# High Speed Buses to replace HSR :)



## jis (Nov 20, 2010)

According to ONN (hope you know who they are) the HSR plans are going to be canceled and replaced by the HSB - High Speed Bus Plan, thus saving $17 billion of stimulus money. See this video and have fun.


----------



## Long Train Runnin' (Nov 20, 2010)

:lol: High Speed Buses Use All Lanes :lol:

Sounds like a great idea!


----------



## me_little_me (Nov 20, 2010)

The downside:

TSA perverts will assault all coach passengers while the bus is in motion.


----------



## jis (Nov 21, 2010)

Guys! Don't take this video seriously. It is a satire. It is from the Onion!


----------



## Shanghai (Nov 21, 2010)

*With the HSB's, we will no longer need the ARC tunnel.*

*The HSB's can have a dedicated lane in the Lincoln Tunnel*

*and the normal rush hour automobile delay will change from*

*45 minutes to 1 1/2 hours!! Progress!!*

* *

*Same for the Queens Midtown Tunnel. The LIE will really*

*become the world's longest parking lot.*


----------



## GG-1 (Nov 22, 2010)

jis said:


> Guys!
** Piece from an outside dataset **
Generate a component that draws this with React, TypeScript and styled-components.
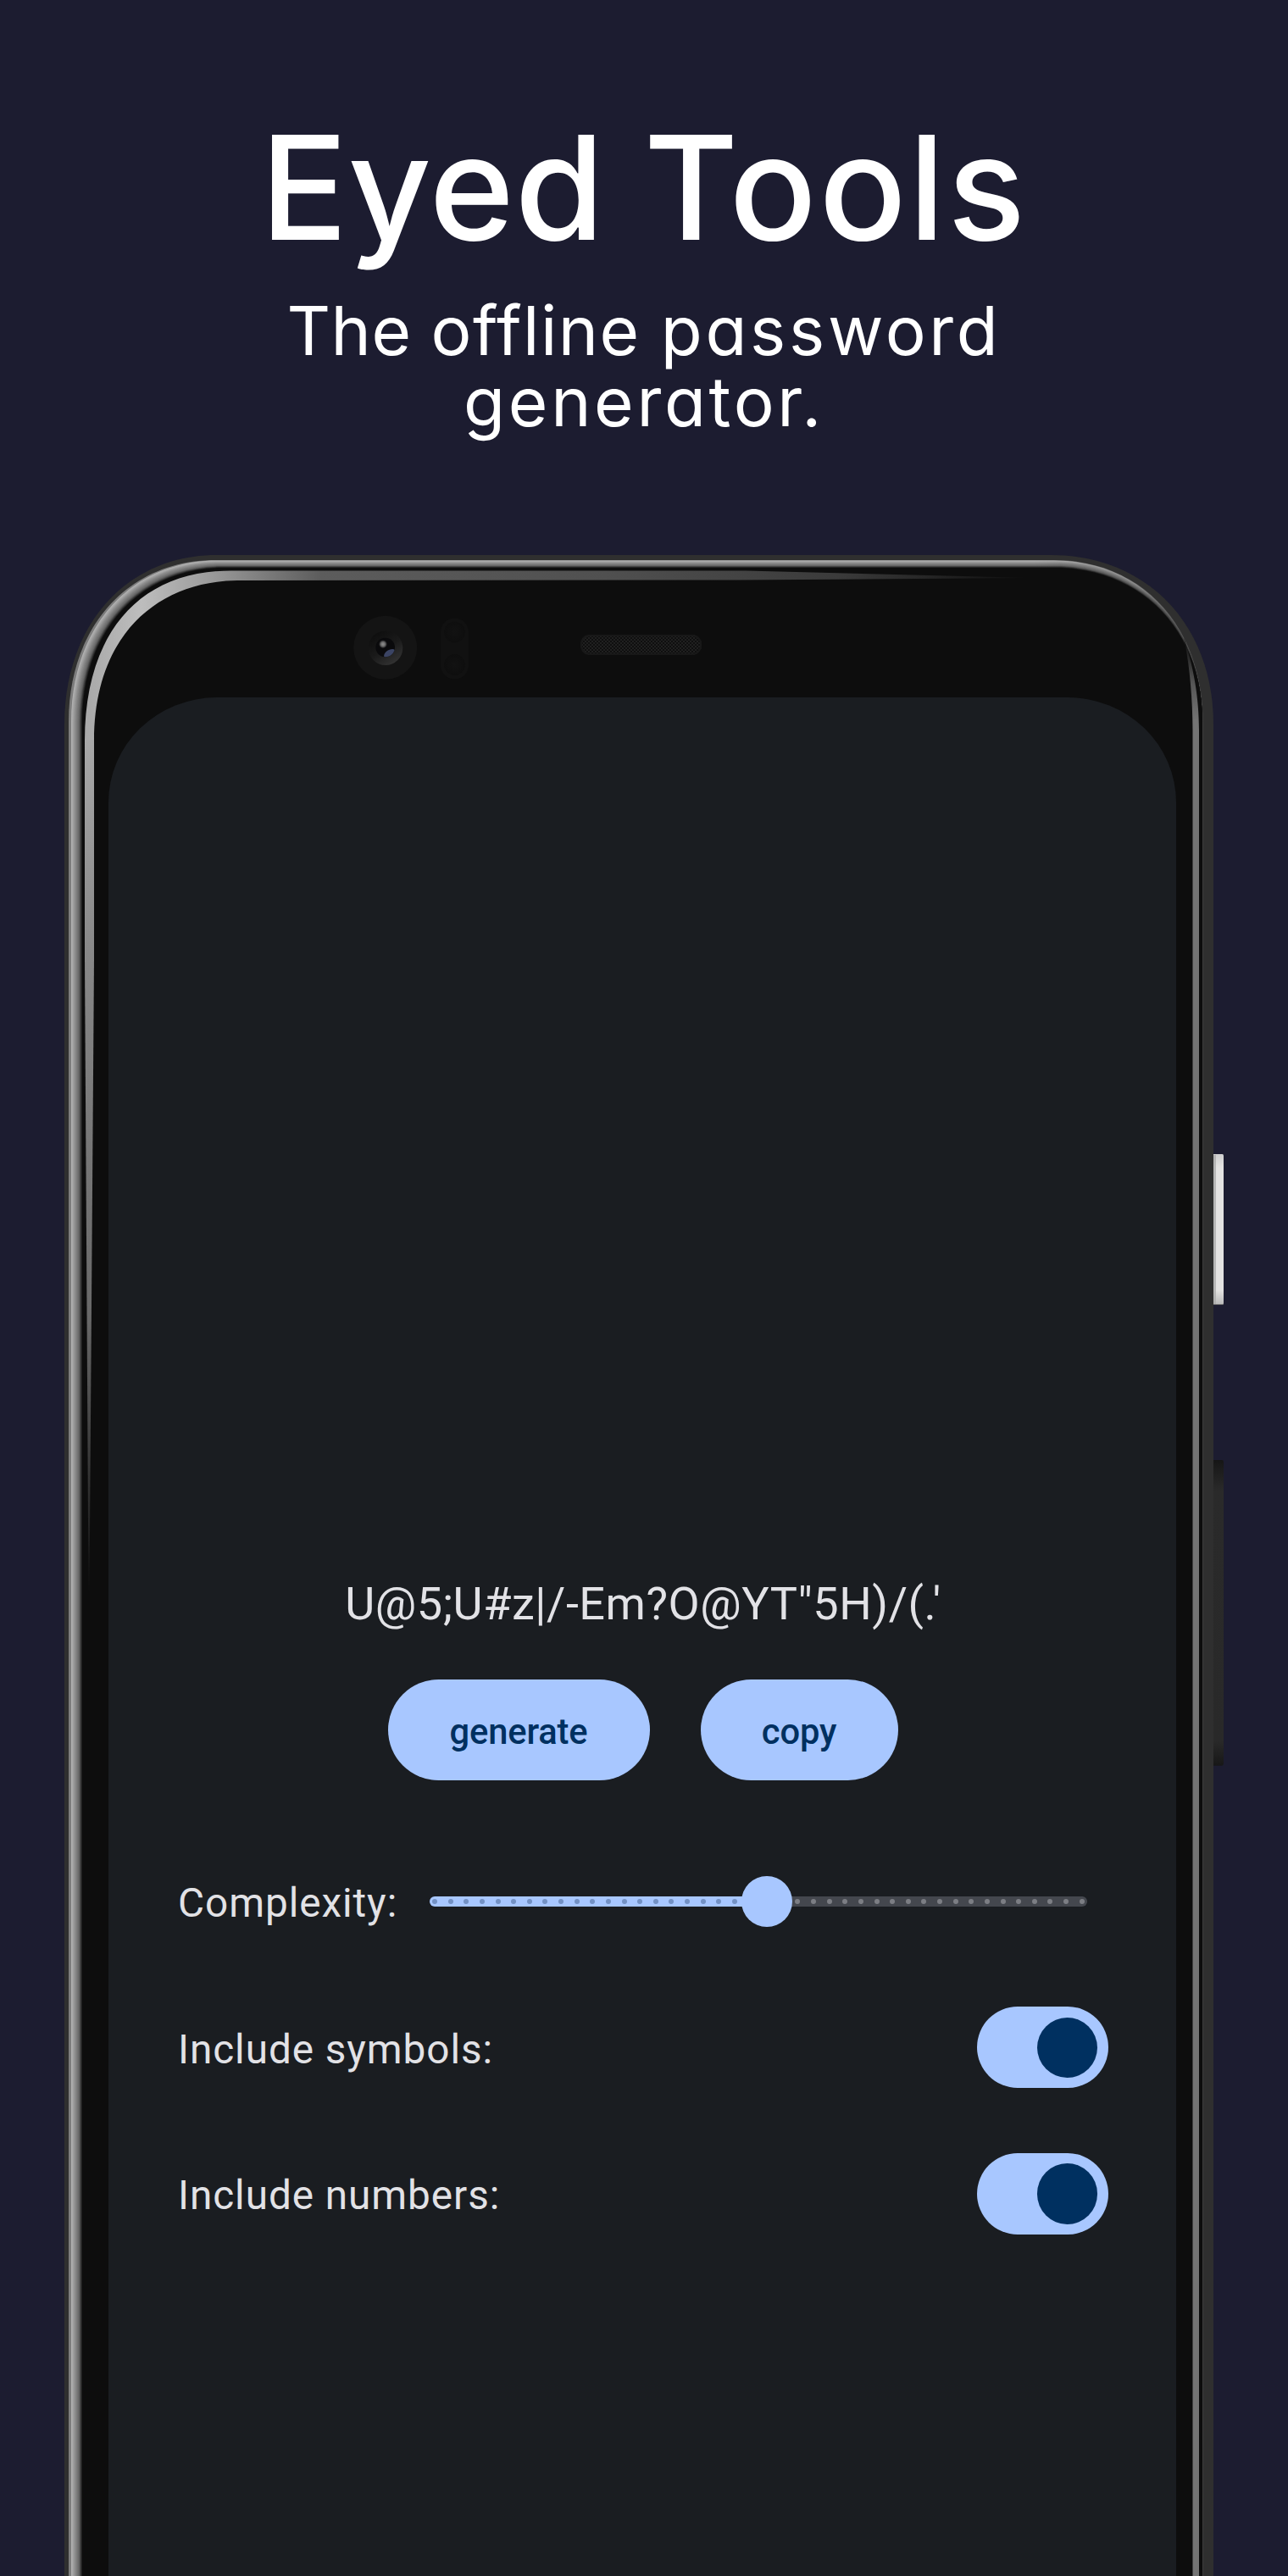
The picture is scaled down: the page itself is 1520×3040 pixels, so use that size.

Don't take this video seriously. It is a satire. It is from the Onion!


Aloha

This was sweet like a Maui onion


----------



## Pastor Dave (Dec 7, 2010)

jis said:


> Guys! Don't take this video seriously. It is a satire. It is from the Onion!


Good point! I won't take it seriously until it is addressed on the Jerry Springer Show :blink: .


----------